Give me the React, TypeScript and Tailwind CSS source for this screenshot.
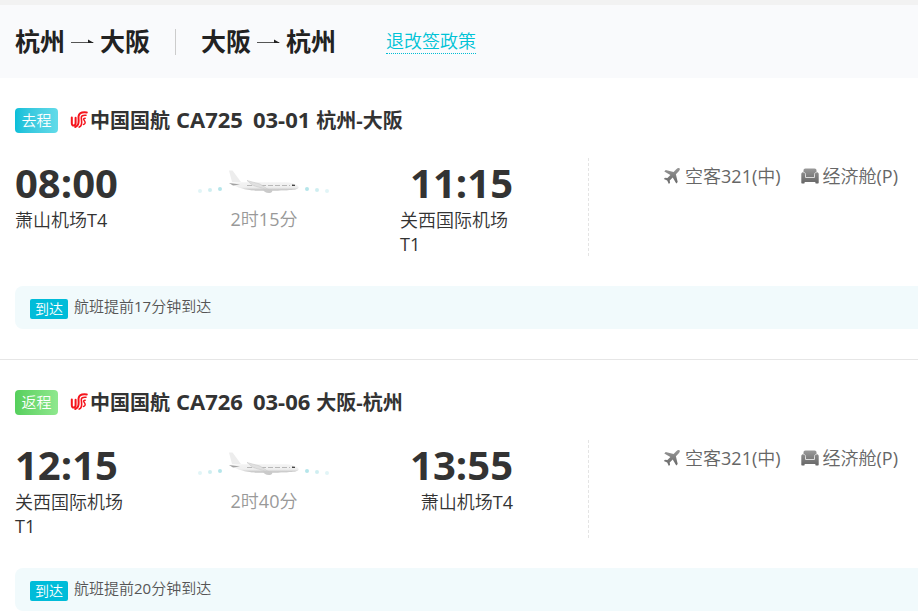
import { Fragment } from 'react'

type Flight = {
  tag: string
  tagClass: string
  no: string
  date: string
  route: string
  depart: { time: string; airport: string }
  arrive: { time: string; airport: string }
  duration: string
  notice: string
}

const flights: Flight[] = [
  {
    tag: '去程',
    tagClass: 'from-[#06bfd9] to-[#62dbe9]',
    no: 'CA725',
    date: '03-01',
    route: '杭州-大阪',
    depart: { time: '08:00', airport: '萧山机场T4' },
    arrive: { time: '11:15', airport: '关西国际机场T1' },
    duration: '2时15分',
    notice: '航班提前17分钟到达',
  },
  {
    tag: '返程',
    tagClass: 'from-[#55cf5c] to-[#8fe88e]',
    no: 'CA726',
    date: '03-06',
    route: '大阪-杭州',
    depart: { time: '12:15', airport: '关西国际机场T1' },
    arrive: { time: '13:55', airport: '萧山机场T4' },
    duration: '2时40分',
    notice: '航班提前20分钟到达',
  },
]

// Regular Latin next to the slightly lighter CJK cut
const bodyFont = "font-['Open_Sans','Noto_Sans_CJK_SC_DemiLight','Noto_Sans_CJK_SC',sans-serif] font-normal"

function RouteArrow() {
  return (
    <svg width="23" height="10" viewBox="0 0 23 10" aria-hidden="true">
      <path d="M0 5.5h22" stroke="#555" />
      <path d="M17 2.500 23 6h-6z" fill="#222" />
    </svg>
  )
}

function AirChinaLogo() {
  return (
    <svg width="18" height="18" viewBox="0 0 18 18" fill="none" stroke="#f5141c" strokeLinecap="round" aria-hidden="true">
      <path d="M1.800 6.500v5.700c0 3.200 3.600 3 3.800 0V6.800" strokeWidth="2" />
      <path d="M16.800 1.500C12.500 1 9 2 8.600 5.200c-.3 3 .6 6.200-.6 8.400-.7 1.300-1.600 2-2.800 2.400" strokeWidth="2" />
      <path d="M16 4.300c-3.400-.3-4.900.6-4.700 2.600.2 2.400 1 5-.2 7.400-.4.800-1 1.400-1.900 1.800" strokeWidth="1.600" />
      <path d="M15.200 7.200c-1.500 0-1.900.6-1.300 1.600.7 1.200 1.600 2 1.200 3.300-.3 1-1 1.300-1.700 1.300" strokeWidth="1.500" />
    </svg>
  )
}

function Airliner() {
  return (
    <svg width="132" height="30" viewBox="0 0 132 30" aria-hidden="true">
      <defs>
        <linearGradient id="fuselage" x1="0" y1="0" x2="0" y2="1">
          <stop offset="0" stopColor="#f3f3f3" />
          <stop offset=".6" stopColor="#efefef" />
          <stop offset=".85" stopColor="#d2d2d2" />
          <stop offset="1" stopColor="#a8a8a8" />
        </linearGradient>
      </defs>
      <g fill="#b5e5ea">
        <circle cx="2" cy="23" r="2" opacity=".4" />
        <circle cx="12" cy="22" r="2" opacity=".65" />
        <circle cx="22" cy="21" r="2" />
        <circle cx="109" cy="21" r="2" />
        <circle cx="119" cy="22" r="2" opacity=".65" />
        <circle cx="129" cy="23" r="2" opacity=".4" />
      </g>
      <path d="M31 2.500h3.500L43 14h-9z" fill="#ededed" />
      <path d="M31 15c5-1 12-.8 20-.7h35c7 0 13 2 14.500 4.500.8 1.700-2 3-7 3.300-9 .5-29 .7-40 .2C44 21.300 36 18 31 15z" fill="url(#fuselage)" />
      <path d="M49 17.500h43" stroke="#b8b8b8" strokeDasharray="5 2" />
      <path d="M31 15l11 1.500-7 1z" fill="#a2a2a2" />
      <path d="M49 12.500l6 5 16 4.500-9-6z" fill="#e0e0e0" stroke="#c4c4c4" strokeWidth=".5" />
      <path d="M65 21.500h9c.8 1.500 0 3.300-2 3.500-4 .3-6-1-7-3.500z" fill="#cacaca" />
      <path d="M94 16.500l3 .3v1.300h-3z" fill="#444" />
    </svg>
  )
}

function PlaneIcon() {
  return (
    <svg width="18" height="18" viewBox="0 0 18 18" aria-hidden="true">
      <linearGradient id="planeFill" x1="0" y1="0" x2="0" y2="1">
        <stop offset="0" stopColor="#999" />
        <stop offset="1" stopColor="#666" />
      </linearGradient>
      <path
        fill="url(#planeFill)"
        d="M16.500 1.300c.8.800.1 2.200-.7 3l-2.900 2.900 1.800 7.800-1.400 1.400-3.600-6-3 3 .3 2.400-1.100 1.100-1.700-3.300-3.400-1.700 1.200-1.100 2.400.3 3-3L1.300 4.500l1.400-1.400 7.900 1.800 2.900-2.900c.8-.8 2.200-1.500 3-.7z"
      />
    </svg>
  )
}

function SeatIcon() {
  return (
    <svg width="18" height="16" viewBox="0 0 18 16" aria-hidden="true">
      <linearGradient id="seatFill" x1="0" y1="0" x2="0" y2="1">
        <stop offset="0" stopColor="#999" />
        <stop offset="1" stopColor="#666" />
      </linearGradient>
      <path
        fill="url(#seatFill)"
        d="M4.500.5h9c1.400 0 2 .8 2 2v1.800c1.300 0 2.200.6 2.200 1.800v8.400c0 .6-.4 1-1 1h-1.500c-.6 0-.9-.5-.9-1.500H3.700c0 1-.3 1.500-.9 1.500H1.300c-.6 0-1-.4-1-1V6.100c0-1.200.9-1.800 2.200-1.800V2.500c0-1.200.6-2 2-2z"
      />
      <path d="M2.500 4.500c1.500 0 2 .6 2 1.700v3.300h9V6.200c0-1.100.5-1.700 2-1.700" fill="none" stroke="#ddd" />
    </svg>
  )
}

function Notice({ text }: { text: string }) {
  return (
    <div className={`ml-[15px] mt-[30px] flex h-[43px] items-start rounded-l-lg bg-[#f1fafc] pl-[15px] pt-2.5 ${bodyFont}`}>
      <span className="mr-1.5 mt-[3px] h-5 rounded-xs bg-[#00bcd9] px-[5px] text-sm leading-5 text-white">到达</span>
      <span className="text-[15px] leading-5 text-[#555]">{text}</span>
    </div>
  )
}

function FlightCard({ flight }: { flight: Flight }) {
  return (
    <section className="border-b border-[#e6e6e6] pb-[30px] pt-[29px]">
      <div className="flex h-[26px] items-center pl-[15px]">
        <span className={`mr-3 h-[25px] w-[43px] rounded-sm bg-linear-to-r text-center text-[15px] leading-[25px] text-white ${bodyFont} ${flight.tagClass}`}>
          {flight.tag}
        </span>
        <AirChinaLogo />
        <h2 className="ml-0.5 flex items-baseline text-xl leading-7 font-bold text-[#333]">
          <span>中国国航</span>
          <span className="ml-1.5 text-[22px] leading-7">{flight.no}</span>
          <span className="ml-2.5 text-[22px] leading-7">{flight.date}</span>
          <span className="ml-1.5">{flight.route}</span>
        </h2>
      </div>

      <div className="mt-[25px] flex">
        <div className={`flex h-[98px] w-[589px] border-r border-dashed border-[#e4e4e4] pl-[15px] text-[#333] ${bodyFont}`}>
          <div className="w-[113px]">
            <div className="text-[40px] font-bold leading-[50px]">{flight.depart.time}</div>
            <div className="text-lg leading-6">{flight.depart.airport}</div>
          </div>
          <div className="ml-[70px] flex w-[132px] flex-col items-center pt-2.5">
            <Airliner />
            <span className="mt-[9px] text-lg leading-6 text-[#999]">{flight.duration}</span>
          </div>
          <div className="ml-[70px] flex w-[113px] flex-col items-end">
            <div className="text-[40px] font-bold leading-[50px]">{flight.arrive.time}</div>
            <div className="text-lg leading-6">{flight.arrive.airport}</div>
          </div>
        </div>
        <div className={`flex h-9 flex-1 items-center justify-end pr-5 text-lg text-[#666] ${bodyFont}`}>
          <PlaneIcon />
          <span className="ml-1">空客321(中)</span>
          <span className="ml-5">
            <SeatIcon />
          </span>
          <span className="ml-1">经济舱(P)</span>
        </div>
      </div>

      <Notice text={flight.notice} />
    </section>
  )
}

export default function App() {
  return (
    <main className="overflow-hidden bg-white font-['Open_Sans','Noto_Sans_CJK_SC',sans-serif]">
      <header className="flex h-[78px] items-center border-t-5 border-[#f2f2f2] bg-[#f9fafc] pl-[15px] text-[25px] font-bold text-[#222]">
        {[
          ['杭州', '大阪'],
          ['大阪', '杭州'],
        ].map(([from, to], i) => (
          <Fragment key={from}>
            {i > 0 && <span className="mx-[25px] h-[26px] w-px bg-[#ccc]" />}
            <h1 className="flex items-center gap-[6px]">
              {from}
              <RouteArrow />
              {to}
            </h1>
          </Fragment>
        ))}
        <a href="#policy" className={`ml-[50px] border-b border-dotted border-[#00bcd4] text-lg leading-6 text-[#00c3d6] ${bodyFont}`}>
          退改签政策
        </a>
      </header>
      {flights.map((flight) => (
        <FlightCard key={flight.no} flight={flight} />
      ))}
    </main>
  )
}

......

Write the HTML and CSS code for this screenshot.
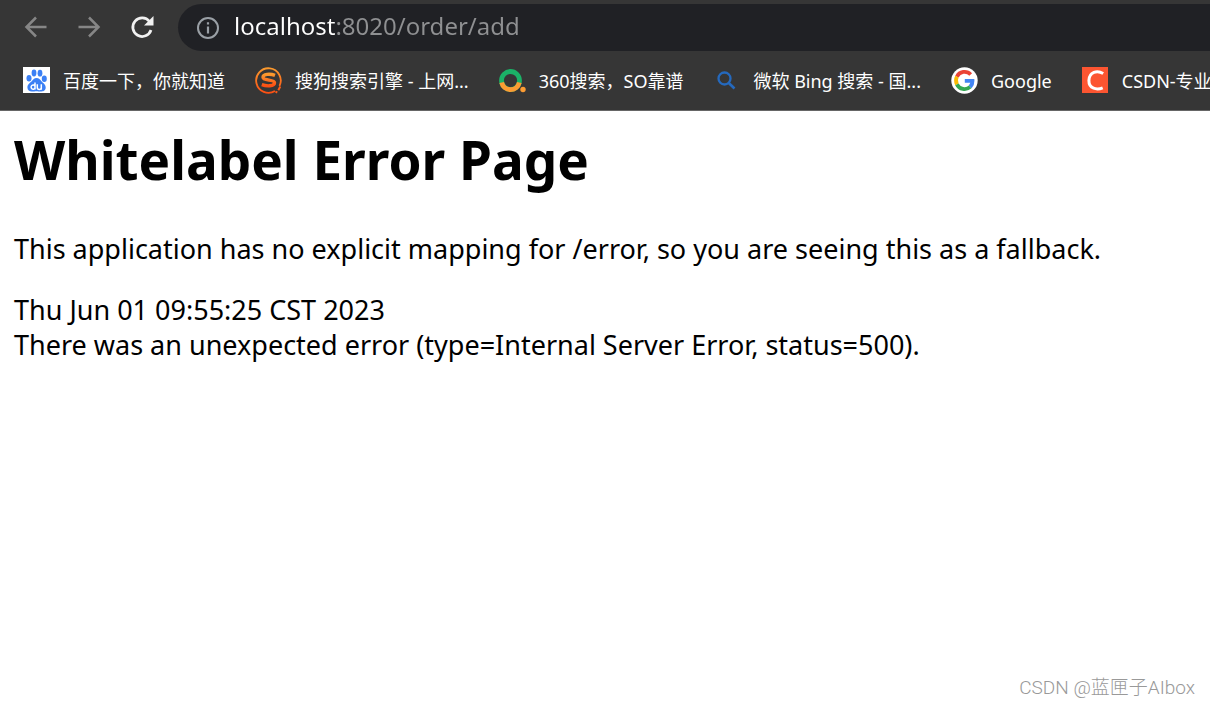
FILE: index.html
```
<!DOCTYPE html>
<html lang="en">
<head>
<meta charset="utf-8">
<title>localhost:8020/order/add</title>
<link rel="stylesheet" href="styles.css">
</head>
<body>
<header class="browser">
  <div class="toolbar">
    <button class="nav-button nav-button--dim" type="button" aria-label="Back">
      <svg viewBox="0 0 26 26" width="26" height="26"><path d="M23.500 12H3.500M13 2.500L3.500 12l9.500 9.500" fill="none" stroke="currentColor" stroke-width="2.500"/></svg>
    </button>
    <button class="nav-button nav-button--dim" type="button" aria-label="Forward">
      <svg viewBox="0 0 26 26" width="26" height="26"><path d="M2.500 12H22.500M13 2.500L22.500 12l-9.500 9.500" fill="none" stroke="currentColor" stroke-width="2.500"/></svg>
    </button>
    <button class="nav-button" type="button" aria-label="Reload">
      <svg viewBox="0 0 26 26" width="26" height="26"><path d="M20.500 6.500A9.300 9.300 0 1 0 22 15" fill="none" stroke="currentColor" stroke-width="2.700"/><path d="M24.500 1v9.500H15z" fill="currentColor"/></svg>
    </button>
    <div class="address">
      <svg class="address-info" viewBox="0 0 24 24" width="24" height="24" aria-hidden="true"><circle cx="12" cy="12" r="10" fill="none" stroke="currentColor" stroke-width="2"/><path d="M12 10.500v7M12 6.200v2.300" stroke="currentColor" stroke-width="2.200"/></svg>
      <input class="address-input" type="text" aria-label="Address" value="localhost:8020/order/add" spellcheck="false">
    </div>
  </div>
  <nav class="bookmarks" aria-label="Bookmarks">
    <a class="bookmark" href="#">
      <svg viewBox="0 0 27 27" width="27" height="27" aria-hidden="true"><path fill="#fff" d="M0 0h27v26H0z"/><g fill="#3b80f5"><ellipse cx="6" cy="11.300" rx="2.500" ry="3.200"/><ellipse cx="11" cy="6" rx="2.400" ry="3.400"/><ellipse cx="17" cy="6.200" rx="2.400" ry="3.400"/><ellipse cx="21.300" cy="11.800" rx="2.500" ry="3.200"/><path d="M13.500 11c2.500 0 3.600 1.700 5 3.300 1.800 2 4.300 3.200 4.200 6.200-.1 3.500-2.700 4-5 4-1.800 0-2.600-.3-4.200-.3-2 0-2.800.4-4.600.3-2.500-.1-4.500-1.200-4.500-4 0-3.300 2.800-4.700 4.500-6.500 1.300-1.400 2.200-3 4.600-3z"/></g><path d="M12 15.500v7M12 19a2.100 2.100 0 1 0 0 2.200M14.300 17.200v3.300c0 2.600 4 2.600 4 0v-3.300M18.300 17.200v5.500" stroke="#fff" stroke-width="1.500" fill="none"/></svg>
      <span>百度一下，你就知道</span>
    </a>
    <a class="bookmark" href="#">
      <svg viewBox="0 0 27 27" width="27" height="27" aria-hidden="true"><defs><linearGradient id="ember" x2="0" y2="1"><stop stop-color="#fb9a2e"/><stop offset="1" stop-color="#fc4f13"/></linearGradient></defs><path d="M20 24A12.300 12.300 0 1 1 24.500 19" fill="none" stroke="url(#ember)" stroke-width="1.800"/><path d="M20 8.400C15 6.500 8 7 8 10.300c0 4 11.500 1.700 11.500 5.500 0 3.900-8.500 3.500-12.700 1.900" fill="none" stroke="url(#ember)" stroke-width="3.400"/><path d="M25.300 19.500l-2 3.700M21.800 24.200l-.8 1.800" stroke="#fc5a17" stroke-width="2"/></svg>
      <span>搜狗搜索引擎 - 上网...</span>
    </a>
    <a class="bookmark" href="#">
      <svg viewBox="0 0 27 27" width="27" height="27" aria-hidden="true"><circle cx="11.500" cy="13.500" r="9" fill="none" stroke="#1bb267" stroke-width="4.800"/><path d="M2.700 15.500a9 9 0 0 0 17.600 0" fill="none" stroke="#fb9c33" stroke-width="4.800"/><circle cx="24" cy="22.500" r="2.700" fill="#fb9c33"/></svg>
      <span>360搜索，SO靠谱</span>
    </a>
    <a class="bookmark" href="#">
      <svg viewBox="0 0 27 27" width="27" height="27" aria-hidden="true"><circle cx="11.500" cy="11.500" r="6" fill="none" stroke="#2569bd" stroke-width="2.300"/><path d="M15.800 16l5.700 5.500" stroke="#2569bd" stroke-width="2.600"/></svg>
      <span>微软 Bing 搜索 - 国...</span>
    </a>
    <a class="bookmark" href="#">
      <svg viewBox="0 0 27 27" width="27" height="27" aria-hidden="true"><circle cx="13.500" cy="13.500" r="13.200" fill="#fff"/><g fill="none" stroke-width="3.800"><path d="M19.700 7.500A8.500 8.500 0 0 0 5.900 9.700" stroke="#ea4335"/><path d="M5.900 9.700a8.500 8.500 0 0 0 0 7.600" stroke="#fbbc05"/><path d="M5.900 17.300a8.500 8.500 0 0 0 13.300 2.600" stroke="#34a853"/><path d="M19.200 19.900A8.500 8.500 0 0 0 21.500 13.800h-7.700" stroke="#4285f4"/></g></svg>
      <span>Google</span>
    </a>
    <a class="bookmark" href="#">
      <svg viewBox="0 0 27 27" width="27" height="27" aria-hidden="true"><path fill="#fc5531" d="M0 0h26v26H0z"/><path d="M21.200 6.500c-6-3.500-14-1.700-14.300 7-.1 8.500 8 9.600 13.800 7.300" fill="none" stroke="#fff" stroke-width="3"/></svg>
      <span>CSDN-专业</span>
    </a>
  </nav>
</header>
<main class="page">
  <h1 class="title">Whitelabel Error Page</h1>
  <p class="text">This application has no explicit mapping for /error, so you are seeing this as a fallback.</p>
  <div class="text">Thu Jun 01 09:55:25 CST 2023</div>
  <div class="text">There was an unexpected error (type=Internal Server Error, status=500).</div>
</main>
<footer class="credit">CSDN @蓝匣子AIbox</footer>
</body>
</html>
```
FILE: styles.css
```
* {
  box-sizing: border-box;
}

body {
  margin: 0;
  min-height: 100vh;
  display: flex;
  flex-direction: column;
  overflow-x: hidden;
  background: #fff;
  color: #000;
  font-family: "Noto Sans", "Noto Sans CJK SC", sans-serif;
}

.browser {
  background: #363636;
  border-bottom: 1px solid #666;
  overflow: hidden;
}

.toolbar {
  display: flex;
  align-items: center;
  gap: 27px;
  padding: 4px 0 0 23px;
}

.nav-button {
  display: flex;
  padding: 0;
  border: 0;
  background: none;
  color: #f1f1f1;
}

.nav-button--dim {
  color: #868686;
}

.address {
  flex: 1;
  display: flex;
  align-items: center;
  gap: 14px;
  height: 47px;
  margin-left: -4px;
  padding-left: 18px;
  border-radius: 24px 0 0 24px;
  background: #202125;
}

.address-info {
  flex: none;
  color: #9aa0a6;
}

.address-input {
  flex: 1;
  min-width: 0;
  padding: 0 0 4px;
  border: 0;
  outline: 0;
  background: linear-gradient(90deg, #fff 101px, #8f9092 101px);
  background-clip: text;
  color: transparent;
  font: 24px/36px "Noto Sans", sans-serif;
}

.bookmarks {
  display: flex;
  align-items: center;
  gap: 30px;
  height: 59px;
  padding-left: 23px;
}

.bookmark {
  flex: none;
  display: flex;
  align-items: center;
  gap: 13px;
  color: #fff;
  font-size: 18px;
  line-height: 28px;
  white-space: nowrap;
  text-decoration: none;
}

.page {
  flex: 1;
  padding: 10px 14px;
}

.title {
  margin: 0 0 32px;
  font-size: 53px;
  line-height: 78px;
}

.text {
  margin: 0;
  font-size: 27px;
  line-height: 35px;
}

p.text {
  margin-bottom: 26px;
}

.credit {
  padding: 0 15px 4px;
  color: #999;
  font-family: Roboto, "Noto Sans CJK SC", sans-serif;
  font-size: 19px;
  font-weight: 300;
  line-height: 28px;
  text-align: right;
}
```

......

What is the number of lines in the listing above that contain the string "this"? Give only the number.

3